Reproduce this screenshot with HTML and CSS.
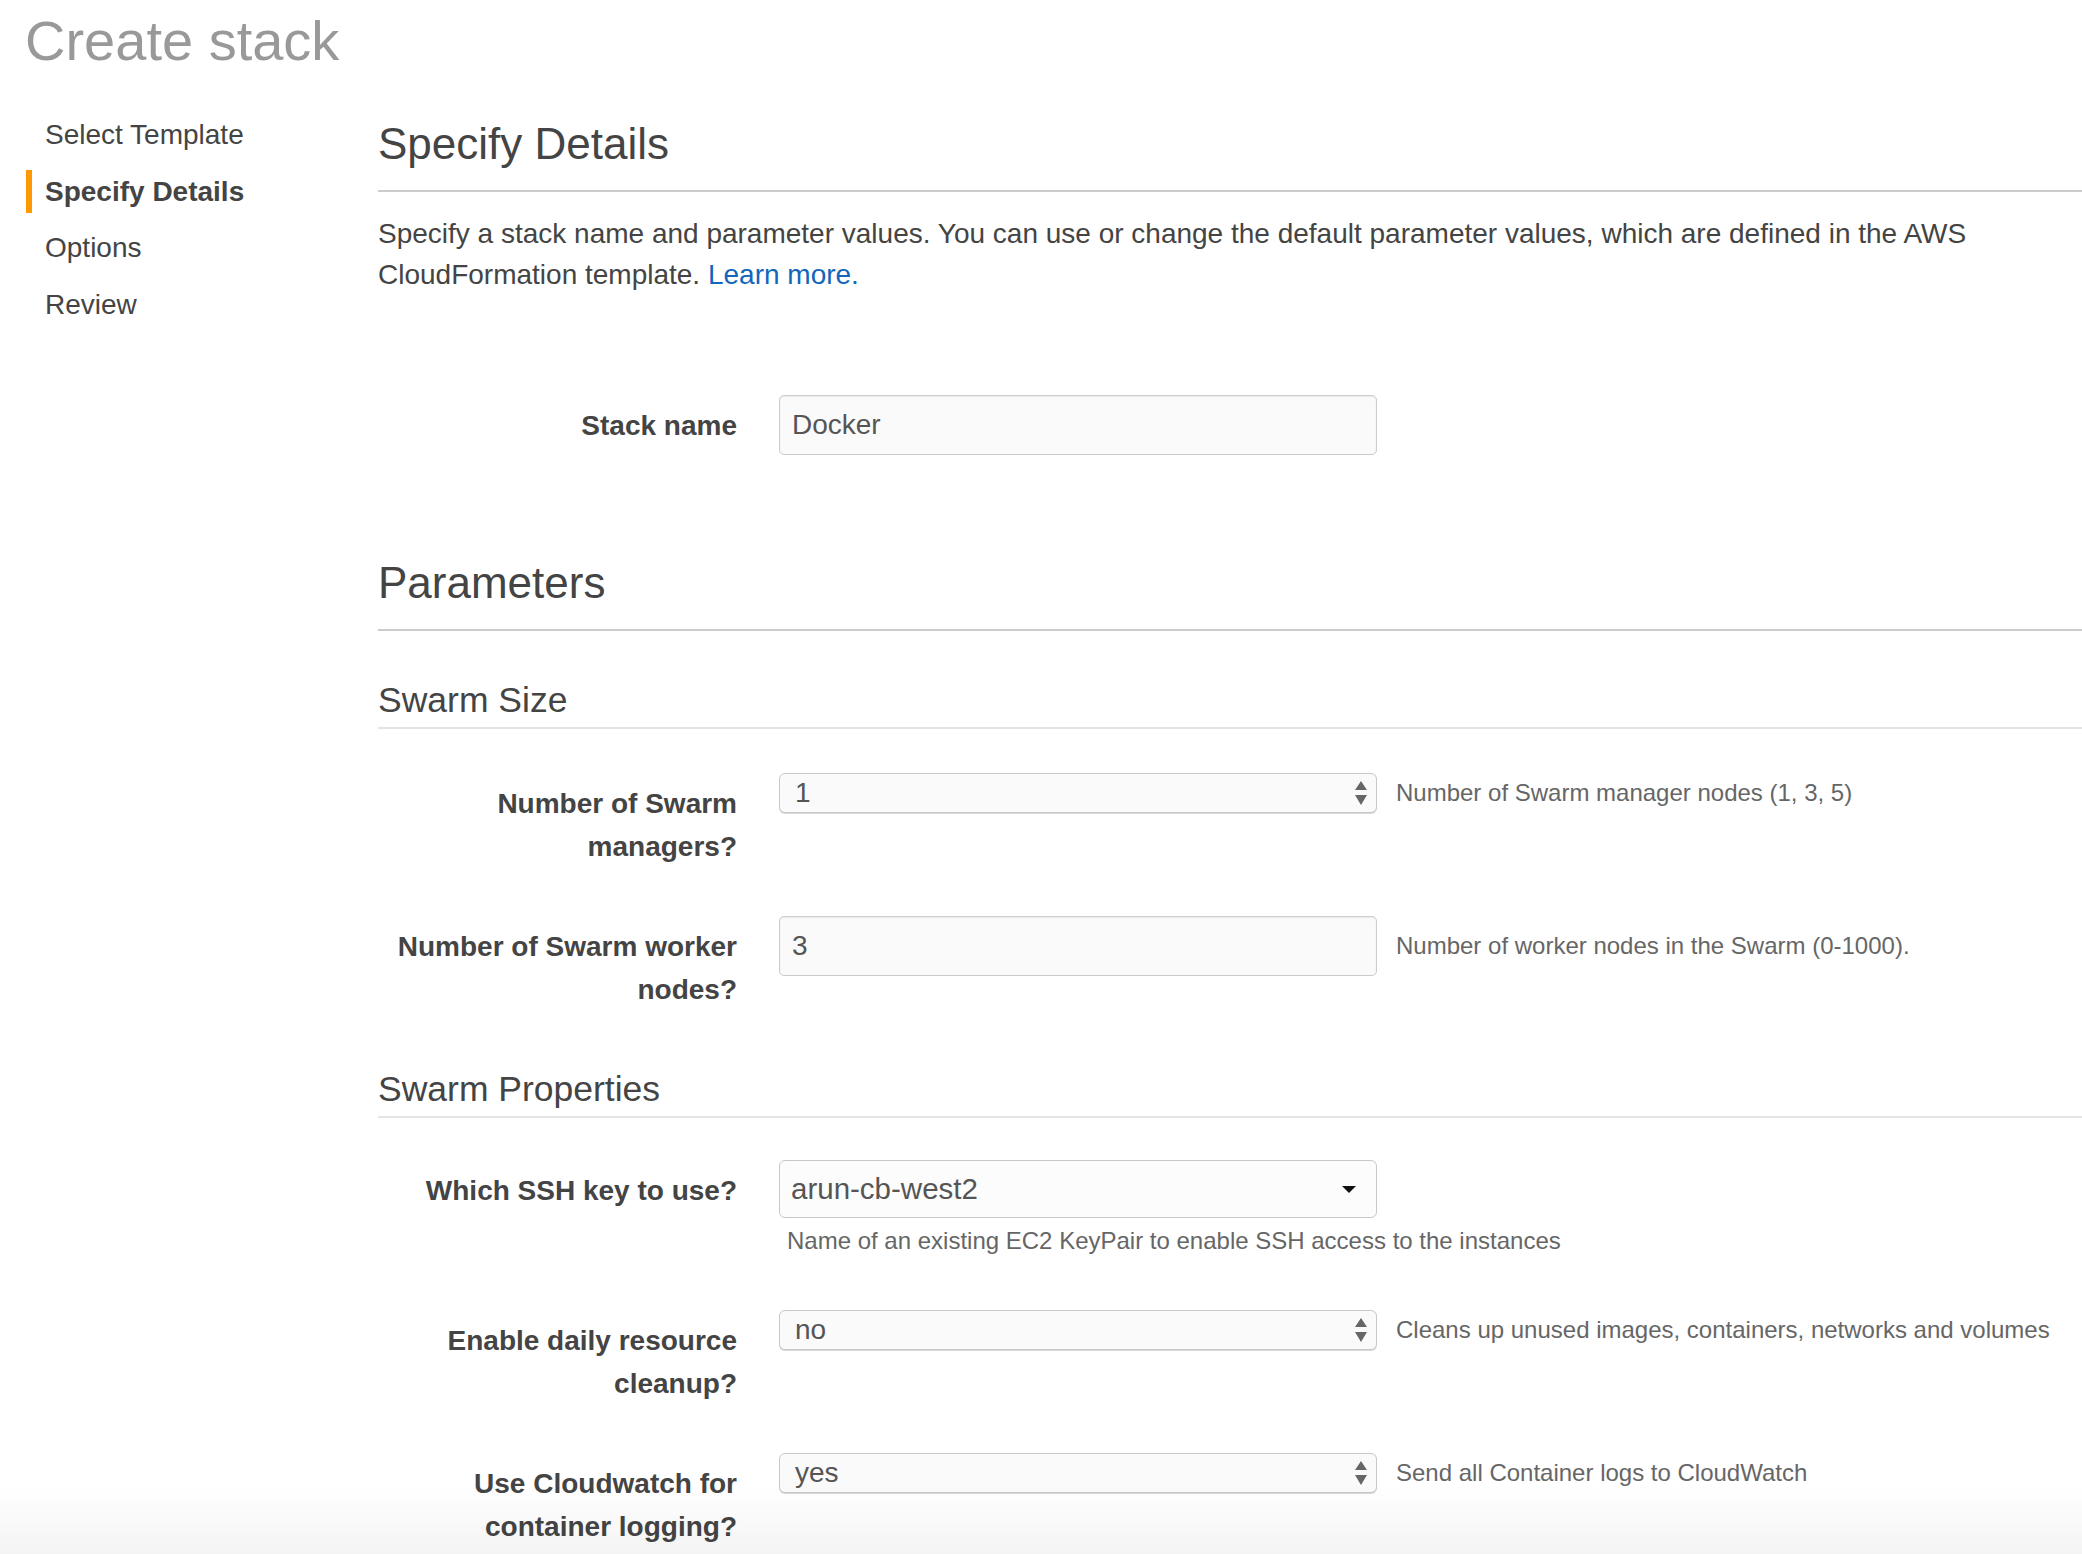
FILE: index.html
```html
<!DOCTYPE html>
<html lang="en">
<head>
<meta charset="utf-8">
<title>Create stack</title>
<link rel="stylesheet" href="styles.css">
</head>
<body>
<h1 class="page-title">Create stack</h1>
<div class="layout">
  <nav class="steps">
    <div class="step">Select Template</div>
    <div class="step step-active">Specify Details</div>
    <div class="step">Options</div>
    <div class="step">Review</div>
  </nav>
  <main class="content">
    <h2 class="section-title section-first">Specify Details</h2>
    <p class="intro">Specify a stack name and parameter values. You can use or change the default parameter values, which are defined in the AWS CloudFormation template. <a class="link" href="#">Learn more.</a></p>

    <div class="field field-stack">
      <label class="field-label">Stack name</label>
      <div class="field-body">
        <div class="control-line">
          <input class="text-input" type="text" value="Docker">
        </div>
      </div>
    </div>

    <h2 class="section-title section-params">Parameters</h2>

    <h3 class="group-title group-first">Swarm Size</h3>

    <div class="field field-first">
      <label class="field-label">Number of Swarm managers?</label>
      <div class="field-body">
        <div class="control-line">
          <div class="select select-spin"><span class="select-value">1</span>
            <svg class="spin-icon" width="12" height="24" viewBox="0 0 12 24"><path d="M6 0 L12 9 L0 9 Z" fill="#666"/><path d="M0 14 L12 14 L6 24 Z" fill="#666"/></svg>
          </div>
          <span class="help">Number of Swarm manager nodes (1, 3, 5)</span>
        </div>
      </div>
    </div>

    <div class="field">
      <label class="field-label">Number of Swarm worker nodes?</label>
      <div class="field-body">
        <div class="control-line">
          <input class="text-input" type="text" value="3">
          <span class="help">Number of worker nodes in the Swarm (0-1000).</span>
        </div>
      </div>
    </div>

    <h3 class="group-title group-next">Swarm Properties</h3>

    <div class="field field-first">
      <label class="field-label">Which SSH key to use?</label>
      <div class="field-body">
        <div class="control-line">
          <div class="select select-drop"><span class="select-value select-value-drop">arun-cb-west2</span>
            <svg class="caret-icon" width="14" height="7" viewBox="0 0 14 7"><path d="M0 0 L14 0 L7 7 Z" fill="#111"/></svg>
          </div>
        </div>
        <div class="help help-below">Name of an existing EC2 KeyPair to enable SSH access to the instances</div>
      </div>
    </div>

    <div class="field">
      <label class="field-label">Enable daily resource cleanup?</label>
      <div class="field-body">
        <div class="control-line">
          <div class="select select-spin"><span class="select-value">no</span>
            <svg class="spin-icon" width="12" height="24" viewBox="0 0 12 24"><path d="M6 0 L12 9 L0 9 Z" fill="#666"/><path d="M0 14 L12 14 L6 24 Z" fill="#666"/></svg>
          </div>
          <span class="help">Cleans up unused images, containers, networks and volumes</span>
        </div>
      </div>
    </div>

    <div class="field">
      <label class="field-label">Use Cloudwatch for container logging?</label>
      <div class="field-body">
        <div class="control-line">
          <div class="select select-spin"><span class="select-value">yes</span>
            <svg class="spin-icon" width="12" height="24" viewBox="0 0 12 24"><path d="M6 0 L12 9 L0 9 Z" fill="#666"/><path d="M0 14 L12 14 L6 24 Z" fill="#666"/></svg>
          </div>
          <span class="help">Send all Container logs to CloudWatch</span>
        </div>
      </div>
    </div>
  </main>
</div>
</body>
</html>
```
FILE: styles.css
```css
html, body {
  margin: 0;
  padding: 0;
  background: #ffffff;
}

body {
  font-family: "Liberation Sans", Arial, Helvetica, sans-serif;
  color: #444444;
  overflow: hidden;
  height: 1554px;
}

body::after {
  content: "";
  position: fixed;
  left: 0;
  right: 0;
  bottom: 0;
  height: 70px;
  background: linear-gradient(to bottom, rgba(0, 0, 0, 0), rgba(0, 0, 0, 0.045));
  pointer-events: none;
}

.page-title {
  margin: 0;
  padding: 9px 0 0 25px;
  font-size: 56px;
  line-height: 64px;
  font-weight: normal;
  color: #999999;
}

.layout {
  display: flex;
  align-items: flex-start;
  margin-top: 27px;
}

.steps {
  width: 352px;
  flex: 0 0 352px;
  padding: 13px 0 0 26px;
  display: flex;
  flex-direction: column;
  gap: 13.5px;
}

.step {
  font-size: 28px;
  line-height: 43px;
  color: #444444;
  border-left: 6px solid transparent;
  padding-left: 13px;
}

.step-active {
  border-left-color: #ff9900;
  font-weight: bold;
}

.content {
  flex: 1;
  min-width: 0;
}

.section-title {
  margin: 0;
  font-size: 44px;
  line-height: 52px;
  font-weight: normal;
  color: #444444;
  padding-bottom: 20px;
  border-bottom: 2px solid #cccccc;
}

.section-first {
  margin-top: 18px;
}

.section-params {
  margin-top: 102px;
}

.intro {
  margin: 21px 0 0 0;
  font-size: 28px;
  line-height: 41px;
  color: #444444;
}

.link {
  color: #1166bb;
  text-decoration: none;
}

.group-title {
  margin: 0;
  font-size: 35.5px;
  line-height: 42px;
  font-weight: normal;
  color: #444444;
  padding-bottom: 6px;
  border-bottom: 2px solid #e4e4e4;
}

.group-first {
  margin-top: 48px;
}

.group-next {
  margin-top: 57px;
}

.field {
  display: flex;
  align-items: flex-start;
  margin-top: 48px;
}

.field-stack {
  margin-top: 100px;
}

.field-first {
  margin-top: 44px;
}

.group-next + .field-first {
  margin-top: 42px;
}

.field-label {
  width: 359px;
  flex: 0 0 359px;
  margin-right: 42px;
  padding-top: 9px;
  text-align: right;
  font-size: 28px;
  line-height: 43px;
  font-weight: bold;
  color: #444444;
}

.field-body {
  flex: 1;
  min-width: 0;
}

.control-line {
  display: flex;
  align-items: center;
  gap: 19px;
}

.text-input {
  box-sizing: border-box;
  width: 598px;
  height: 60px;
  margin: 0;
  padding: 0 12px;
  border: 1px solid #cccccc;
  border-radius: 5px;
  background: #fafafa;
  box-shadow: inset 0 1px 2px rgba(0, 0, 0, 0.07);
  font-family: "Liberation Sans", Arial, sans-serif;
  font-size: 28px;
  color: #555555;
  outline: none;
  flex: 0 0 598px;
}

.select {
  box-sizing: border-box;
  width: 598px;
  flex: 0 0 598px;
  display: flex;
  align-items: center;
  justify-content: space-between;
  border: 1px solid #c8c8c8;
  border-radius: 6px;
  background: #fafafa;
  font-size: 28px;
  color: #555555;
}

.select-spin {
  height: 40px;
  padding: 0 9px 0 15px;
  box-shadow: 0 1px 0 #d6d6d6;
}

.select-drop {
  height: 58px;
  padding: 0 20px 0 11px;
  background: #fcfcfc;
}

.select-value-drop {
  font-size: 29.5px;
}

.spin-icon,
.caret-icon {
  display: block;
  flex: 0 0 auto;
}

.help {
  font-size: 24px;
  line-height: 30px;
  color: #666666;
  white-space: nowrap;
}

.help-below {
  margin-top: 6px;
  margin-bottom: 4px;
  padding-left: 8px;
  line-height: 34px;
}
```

..............................

Description of the task: Retype the data above exactly; pictures are not part of the copy.

Solved exercise:
Reproduce this screenshot with HTML and CSS.
FILE: index.html
```html
<!DOCTYPE html>
<html lang="en">
<head>
<meta charset="utf-8">
<title>Create stack</title>
<link rel="stylesheet" href="styles.css">
</head>
<body>
<h1 class="page-title">Create stack</h1>
<div class="layout">
  <nav class="steps">
    <div class="step">Select Template</div>
    <div class="step step-active">Specify Details</div>
    <div class="step">Options</div>
    <div class="step">Review</div>
  </nav>
  <main class="content">
    <h2 class="section-title section-first">Specify Details</h2>
    <p class="intro">Specify a stack name and parameter values. You can use or change the default parameter values, which are defined in the AWS CloudFormation template. <a class="link" href="#">Learn more.</a></p>

    <div class="field field-stack">
      <label class="field-label">Stack name</label>
      <div class="field-body">
        <div class="control-line">
          <input class="text-input" type="text" value="Docker">
        </div>
      </div>
    </div>

    <h2 class="section-title section-params">Parameters</h2>

    <h3 class="group-title group-first">Swarm Size</h3>

    <div class="field field-first">
      <label class="field-label">Number of Swarm managers?</label>
      <div class="field-body">
        <div class="control-line">
          <div class="select select-spin"><span class="select-value">1</span>
            <svg class="spin-icon" width="12" height="24" viewBox="0 0 12 24"><path d="M6 0 L12 9 L0 9 Z" fill="#666"/><path d="M0 14 L12 14 L6 24 Z" fill="#666"/></svg>
          </div>
          <span class="help">Number of Swarm manager nodes (1, 3, 5)</span>
        </div>
      </div>
    </div>

    <div class="field">
      <label class="field-label">Number of Swarm worker nodes?</label>
      <div class="field-body">
        <div class="control-line">
          <input class="text-input" type="text" value="3">
          <span class="help">Number of worker nodes in the Swarm (0-1000).</span>
        </div>
      </div>
    </div>

    <h3 class="group-title group-next">Swarm Properties</h3>

    <div class="field field-first">
      <label class="field-label">Which SSH key to use?</label>
      <div class="field-body">
        <div class="control-line">
          <div class="select select-drop"><span class="select-value select-value-drop">arun-cb-west2</span>
            <svg class="caret-icon" width="14" height="7" viewBox="0 0 14 7"><path d="M0 0 L14 0 L7 7 Z" fill="#111"/></svg>
          </div>
        </div>
        <div class="help help-below">Name of an existing EC2 KeyPair to enable SSH access to the instances</div>
      </div>
    </div>

    <div class="field">
      <label class="field-label">Enable daily resource cleanup?</label>
      <div class="field-body">
        <div class="control-line">
          <div class="select select-spin"><span class="select-value">no</span>
            <svg class="spin-icon" width="12" height="24" viewBox="0 0 12 24"><path d="M6 0 L12 9 L0 9 Z" fill="#666"/><path d="M0 14 L12 14 L6 24 Z" fill="#666"/></svg>
          </div>
          <span class="help">Cleans up unused images, containers, networks and volumes</span>
        </div>
      </div>
    </div>

    <div class="field">
      <label class="field-label">Use Cloudwatch for container logging?</label>
      <div class="field-body">
        <div class="control-line">
          <div class="select select-spin"><span class="select-value">yes</span>
            <svg class="spin-icon" width="12" height="24" viewBox="0 0 12 24"><path d="M6 0 L12 9 L0 9 Z" fill="#666"/><path d="M0 14 L12 14 L6 24 Z" fill="#666"/></svg>
          </div>
          <span class="help">Send all Container logs to CloudWatch</span>
        </div>
      </div>
    </div>
  </main>
</div>
</body>
</html>
```
FILE: styles.css
```css
html, body {
  margin: 0;
  padding: 0;
  background: #ffffff;
}

body {
  font-family: "Liberation Sans", Arial, Helvetica, sans-serif;
  color: #444444;
  overflow: hidden;
  height: 1554px;
}

body::after {
  content: "";
  position: fixed;
  left: 0;
  right: 0;
  bottom: 0;
  height: 70px;
  background: linear-gradient(to bottom, rgba(0, 0, 0, 0), rgba(0, 0, 0, 0.045));
  pointer-events: none;
}

.page-title {
  margin: 0;
  padding: 9px 0 0 25px;
  font-size: 56px;
  line-height: 64px;
  font-weight: normal;
  color: #999999;
}

.layout {
  display: flex;
  align-items: flex-start;
  margin-top: 27px;
}

.steps {
  width: 352px;
  flex: 0 0 352px;
  padding: 13px 0 0 26px;
  display: flex;
  flex-direction: column;
  gap: 13.5px;
}

.step {
  font-size: 28px;
  line-height: 43px;
  color: #444444;
  border-left: 6px solid transparent;
  padding-left: 13px;
}

.step-active {
  border-left-color: #ff9900;
  font-weight: bold;
}

.content {
  flex: 1;
  min-width: 0;
}

.section-title {
  margin: 0;
  font-size: 44px;
  line-height: 52px;
  font-weight: normal;
  color: #444444;
  padding-bottom: 20px;
  border-bottom: 2px solid #cccccc;
}

.section-first {
  margin-top: 18px;
}

.section-params {
  margin-top: 102px;
}

.intro {
  margin: 21px 0 0 0;
  font-size: 28px;
  line-height: 41px;
  color: #444444;
}

.link {
  color: #1166bb;
  text-decoration: none;
}

.group-title {
  margin: 0;
  font-size: 35.5px;
  line-height: 42px;
  font-weight: normal;
  color: #444444;
  padding-bottom: 6px;
  border-bottom: 2px solid #e4e4e4;
}

.group-first {
  margin-top: 48px;
}

.group-next {
  margin-top: 57px;
}

.field {
  display: flex;
  align-items: flex-start;
  margin-top: 48px;
}

.field-stack {
  margin-top: 100px;
}

.field-first {
  margin-top: 44px;
}

.group-next + .field-first {
  margin-top: 42px;
}

.field-label {
  width: 359px;
  flex: 0 0 359px;
  margin-right: 42px;
  padding-top: 9px;
  text-align: right;
  font-size: 28px;
  line-height: 43px;
  font-weight: bold;
  color: #444444;
}

.field-body {
  flex: 1;
  min-width: 0;
}

.control-line {
  display: flex;
  align-items: center;
  gap: 19px;
}

.text-input {
  box-sizing: border-box;
  width: 598px;
  height: 60px;
  margin: 0;
  padding: 0 12px;
  border: 1px solid #cccccc;
  border-radius: 5px;
  background: #fafafa;
  box-shadow: inset 0 1px 2px rgba(0, 0, 0, 0.07);
  font-family: "Liberation Sans", Arial, sans-serif;
  font-size: 28px;
  color: #555555;
  outline: none;
  flex: 0 0 598px;
}

.select {
  box-sizing: border-box;
  width: 598px;
  flex: 0 0 598px;
  display: flex;
  align-items: center;
  justify-content: space-between;
  border: 1px solid #c8c8c8;
  border-radius: 6px;
  background: #fafafa;
  font-size: 28px;
  color: #555555;
}

.select-spin {
  height: 40px;
  padding: 0 9px 0 15px;
  box-shadow: 0 1px 0 #d6d6d6;
}

.select-drop {
  height: 58px;
  padding: 0 20px 0 11px;
  background: #fcfcfc;
}

.select-value-drop {
  font-size: 29.5px;
}

.spin-icon,
.caret-icon {
  display: block;
  flex: 0 0 auto;
}

.help {
  font-size: 24px;
  line-height: 30px;
  color: #666666;
  white-space: nowrap;
}

.help-below {
  margin-top: 6px;
  margin-bottom: 4px;
  padding-left: 8px;
  line-height: 34px;
}
```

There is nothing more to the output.